- July 25, 2012
- Posted by: admin
- Category: Enconomy, Finance News, Financial goals, Home loan product, House prices, Interest rate, Wealth
Despite a spate of recent data indicating that the popularity of fixed rates is waning, now might be the right time for mortgage holders to fix their loan. Fixed rates are very low at the moment lower than they have been in years and as such, borrowers should think about fixing part or all of their home loan.
Historically speaking, when fixed rates fall below 6 per cent, they tend to be good value. Current rates are well below this and that gives some indication that the current fixed rates are about as low as they are going to go. In addition to that, some of the fixed rates on the market are 30 to 40 basis points below the average standard variable rates offered by Australia’s banks, which means even if the cash rate falls again forcing variable rates lower, there is still quite a buffer.

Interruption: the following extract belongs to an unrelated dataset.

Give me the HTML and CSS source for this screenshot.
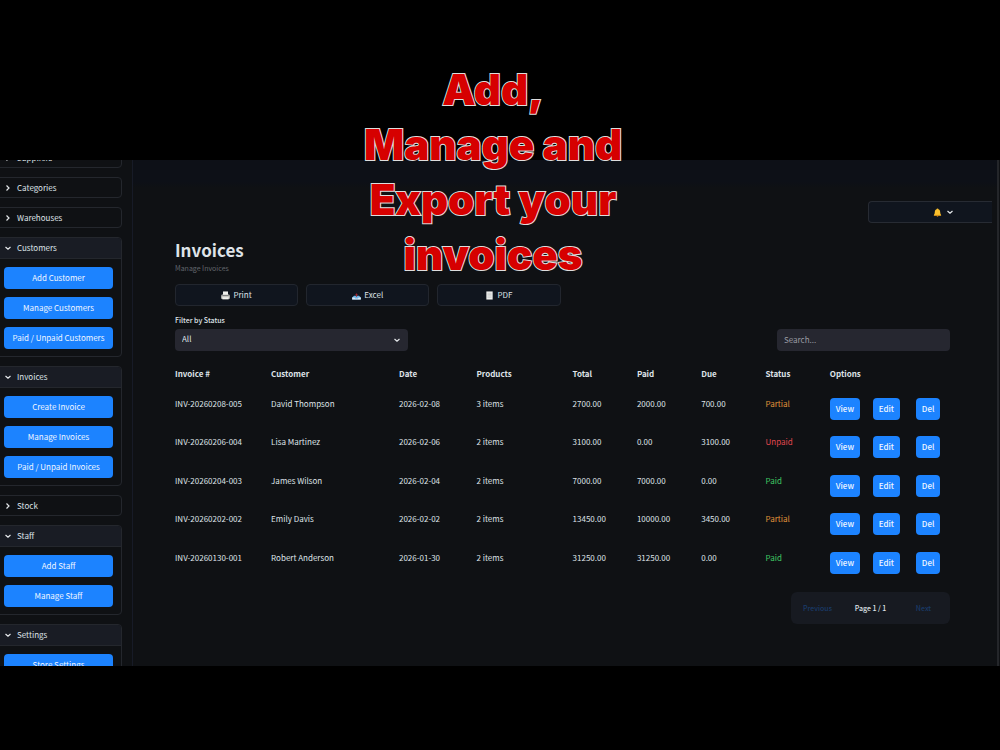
FILE: index.html
```html
<!DOCTYPE html>
<html lang="en">
<head>
<meta charset="utf-8">
<title>Invoices</title>
<link rel="stylesheet" href="styles.css">
</head>
<body>
<svg class="defs" aria-hidden="true">
  <symbol id="right" viewBox="0 0 8 8"><path d="M2.5 1.5 5 4 2.5 6.5"/></symbol>
  <symbol id="down" viewBox="0 0 8 8"><path d="M1.5 3 4 5.2 6.5 3"/></symbol>
</svg>
<div class="app">
  <nav class="side">
    <section class="group"><button class="head"><svg class="chev"><use href="#right"/></svg>Suppliers</button></section>
    <section class="group"><button class="head"><svg class="chev"><use href="#right"/></svg>Categories</button></section>
    <section class="group"><button class="head"><svg class="chev"><use href="#right"/></svg>Warehouses</button></section>
    <section class="group open"><button class="head"><svg class="chev"><use href="#down"/></svg>Customers</button>
      <div class="links"><button class="primary">Add Customer</button><button class="primary">Manage Customers</button><button class="primary">Paid / Unpaid Customers</button></div></section>
    <section class="group open"><button class="head"><svg class="chev"><use href="#down"/></svg>Invoices</button>
      <div class="links"><button class="primary">Create Invoice</button><button class="primary">Manage Invoices</button><button class="primary">Paid / Unpaid Invoices</button></div></section>
    <section class="group"><button class="head"><svg class="chev"><use href="#right"/></svg>Stock</button></section>
    <section class="group open"><button class="head"><svg class="chev"><use href="#down"/></svg>Staff</button>
      <div class="links"><button class="primary">Add Staff</button><button class="primary">Manage Staff</button></div></section>
    <section class="group open"><button class="head"><svg class="chev"><use href="#down"/></svg>Settings</button>
      <div class="links"><button class="primary">Store Settings</button></div></section>
  </nav>
  <main class="main">
    <div class="topbar">
      <button class="bell" aria-label="Notifications">
        <svg class="emoji" viewBox="0 0 10 10"><path d="M5 .5c.7 0 1 .4 1 .9C7.7 2 8 3.500 8.100 5.500 8.200 6.700 9 7 9 8.300H1C1 7 1.800 6.700 1.900 5.500 2 3.500 2.300 2 4 1.400 4 .9 4.300.5 5 .5Z" fill="#fbc02d"/><path d="M1 7.600h8v.9H1Z" fill="#e59a13"/><circle cx="5" cy="8.900" r=".9" fill="#d98a12"/></svg>
        <svg class="chev"><use href="#down"/></svg>
      </button>
    </div>
    <div class="content">
      <h1 class="title">Invoices</h1>
      <p class="subtitle">Manage Invoices</p>
      <div class="exports">
        <button class="ghost"><svg class="emoji" viewBox="0 0 10 10"><path d="M2.200.5h5.600v4H2.200Z" fill="#efefec"/><path d="M1 4h8l.8 1.200V8.500H.2V5.200Z" fill="#c9c9c4"/><path d="M1.500 4.500h7v1h-7Z" fill="#77797a"/><path d="M1.500 7h7v2.300h-7Z" fill="#f3f3ef"/></svg>Print</button>
        <button class="ghost"><svg class="emoji" viewBox="0 0 10 10"><path d="M2.200 5.300h5.600L9.800 7.200v2.300H.2V7.200Z" fill="#6fb5e8"/><path d="M.2 7.200h2.500l.7 1h3.200l.7-1h2.500v2.300H.2Z" fill="#dfeaf2"/><path d="M5 2.500 6.500 4.400H5.600v2H4.400v-2H3.500Z" fill="#a3262f"/></svg>Excel</button>
        <button class="ghost"><svg class="emoji" viewBox="0 0 10 10"><path d="M1.500.5h7v9h-7Z" fill="#f0f0ee"/><path d="M2.700 2.500h4.600M2.700 4h4.600M2.700 5.500h4.600M2.700 7h4.600" stroke="#b5b8ba" stroke-width=".6"/></svg>PDF</button>
      </div>
      <label class="label" for="status">Filter by Status</label>
      <div class="filters">
        <div class="pick"><select id="status" class="field"><option>All</option></select><svg class="chev"><use href="#down"/></svg></div>
        <input class="field search" type="search" placeholder="Search..." aria-label="Search">
      </div>
      <table class="table">
        <colgroup><col class="c96"><col class="c128"><col class="c77"><col class="c96"><col class="c64"><col class="c64"><col class="c64"><col class="c64"><col></colgroup>
        <thead><tr><th>Invoice #</th><th>Customer</th><th>Date</th><th>Products</th><th>Total</th><th>Paid</th><th>Due</th><th>Status</th><th>Options</th></tr></thead>
        <tbody>
          <tr><td>INV-20260208-005</td><td>David Thompson</td><td>2026-02-08</td><td>3 items</td><td>2700.00</td><td>2000.00</td><td>700.00</td><td class="partial">Partial</td><td><div class="options"><button class="primary">View</button><button class="primary">Edit</button><button class="primary">Del</button></div></td></tr>
          <tr><td>INV-20260206-004</td><td>Lisa Martinez</td><td>2026-02-06</td><td>2 items</td><td>3100.00</td><td>0.00</td><td>3100.00</td><td class="unpaid">Unpaid</td><td><div class="options"><button class="primary">View</button><button class="primary">Edit</button><button class="primary">Del</button></div></td></tr>
          <tr><td>INV-20260204-003</td><td>James Wilson</td><td>2026-02-04</td><td>2 items</td><td>7000.00</td><td>7000.00</td><td>0.00</td><td class="paid">Paid</td><td><div class="options"><button class="primary">View</button><button class="primary">Edit</button><button class="primary">Del</button></div></td></tr>
          <tr><td>INV-20260202-002</td><td>Emily Davis</td><td>2026-02-02</td><td>2 items</td><td>13450.00</td><td>10000.00</td><td>3450.00</td><td class="partial">Partial</td><td><div class="options"><button class="primary">View</button><button class="primary">Edit</button><button class="primary">Del</button></div></td></tr>
          <tr><td>INV-20260130-001</td><td>Robert Anderson</td><td>2026-01-30</td><td>2 items</td><td>31250.00</td><td>31250.00</td><td>0.00</td><td class="paid">Paid</td><td><div class="options"><button class="primary">View</button><button class="primary">Edit</button><button class="primary">Del</button></div></td></tr>
        </tbody>
      </table>
      <div class="pager"><button class="turn" disabled>Previous</button><span>Page 1 / 1</span><button class="turn" disabled>Next</button></div>
    </div>
  </main>
</div>
<p class="caption">Add,<br>Manage and<br>Export your<br>invoices</p>
</body>
</html>
```

FILE: styles.css
```css
* { box-sizing: border-box; }
body {
  margin: 0;
  height: 100vh;
  padding: 160px 0 84px;
  background: #000;
  color: #dfe3e8;
  font: 8px/12px "Noto Sans CJK SC", "Noto Sans", sans-serif;
  overflow: hidden;
}
button, input, select { font: inherit; color: inherit; margin: 0; }
button { border: 0; background: none; padding: 0; white-space: nowrap; }
.defs { position: absolute; width: 0; height: 0; }
.chev { width: 8px; height: 8px; flex: none; fill: none; stroke: #e4e7ea; stroke-width: 1.2; }
.emoji { width: 9px; height: 9px; flex: none; }

.app { display: flex; height: 100%; overflow: hidden; background: #0f1114; }
.side {
  flex: none;
  width: 138px;
  margin: -13px 0 0 -5px;
  padding-right: 10px;
  border-right: 1px solid #171b27;
  display: flex;
  flex-direction: column;
  gap: 9px;
}
.group { flex: none; border: 1px solid #24272d; border-radius: 4px; overflow: hidden; }
.head { display: flex; align-items: center; gap: 5px; width: 100%; height: 19px; padding-left: 8px; }
.open .head { height: 21px; background: #191c24; border-bottom: 1px solid #24272d; }
.links { display: flex; flex-direction: column; gap: 8px; padding: 8px 8px 7px; }
.primary { height: 22px; border-radius: 4px; background: #1c83ff; color: #f0f6ff; }

.main { flex: 1; min-width: 0; margin-right: 1px; border-right: 2px solid #24262a; background: linear-gradient(#0d1017 0 22px, #0f1114 28px); }
.topbar { display: flex; justify-content: flex-end; padding: 41px 5px 0 0; }
.bell {
  display: flex; align-items: center; justify-content: center; gap: 4px;
  width: 124px; height: 22px; padding-left: 26px;
  background: #10151e; border: 1px solid #272b33; border-right: 0; border-radius: 4px 0 0 4px;
}
.content { padding: 15px 47px 0 42px; }
.title { margin: 0; font-size: 17px; line-height: 24px; font-weight: 700; }
.subtitle { margin: 0; font-size: 7px; color: #62666c; }
.exports { display: flex; gap: 8px; width: calc(50% - 2px); margin: 10px 0 8px; }
.ghost { flex: 1; height: 22px; display: flex; align-items: center; justify-content: center; gap: 3px; background: #10151e; border: 1px solid #22262e; border-radius: 4px; }
.label { display: block; font-size: 7px; font-weight: 500; margin-bottom: 3px; }
.filters { display: flex; justify-content: space-between; }
.pick { position: relative; width: 30%; }
.pick .chev { position: absolute; right: 7px; top: 7px; }
.field { display: block; width: 100%; height: 22px; padding: 0 7px 2px; border: 0; border-radius: 4px; background: #262730; appearance: none; }
.search { width: 173px; }
.search::placeholder { color: #9a9ca3; opacity: 1; }

.table { width: 100%; table-layout: fixed; border-collapse: collapse; margin-top: 17px; }
.c96 { width: 12.4%; }
.c128 { width: 16.5%; }
.c77 { width: 10%; }
.c64 { width: 8.3%; }
th, td { padding: 0; text-align: left; vertical-align: top; white-space: nowrap; }
th { height: 30px; font-weight: 700; }
td { height: 38px; }
tr:nth-child(even) td { height: 39px; }
.partial { color: #e0933a; }
.unpaid { color: #e0474f; }
.paid { color: #3fc763; }
.options { display: grid; grid-template-columns: 43px 43px auto; justify-items: start; }
.options .primary { padding: 0 6px; font-weight: 500; }
.pager { width: 159px; height: 32px; margin: 2px 0 0 auto; display: grid; grid-template-columns: 1fr 1fr 1fr; align-items: center; justify-items: center; border-radius: 6px; background: #171a21; font-weight: 500; font-size: 7px; }
.turn { color: #1a3a68; }

.caption {
  position: absolute; top: 62px; left: 343px; width: 300px; margin: 0;
  font: 900 42px/55px Inter, "Liberation Sans", sans-serif;
  text-align: center; color: #d60000; white-space: nowrap;
  -webkit-text-stroke: 2px #ddd; paint-order: stroke fill;
}
```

I think now is the time to fix part or all of the mortgage. Fixed rates are really competitive and customers need to take advantage of them. In the last week alone, 16 of Australia’s lenders cut their fixed rates by an average of 13 basis points. Many 3yr fixed rates are below 6%pa.
Sinking global interest rates triggered by continuing worries about the outlook for the world’s economy have lowered the costs Australian banks pay for fixed-rate loans. But while Australia’s lenders continue to cut the interest on their fixed rate products recent data shows the popularity of this type of loan is waning. Enquiries for fixed interest rate mortgages have flat-lined since the Reserve Bank of Australia lowered the official cash rate to 3.5 per cent.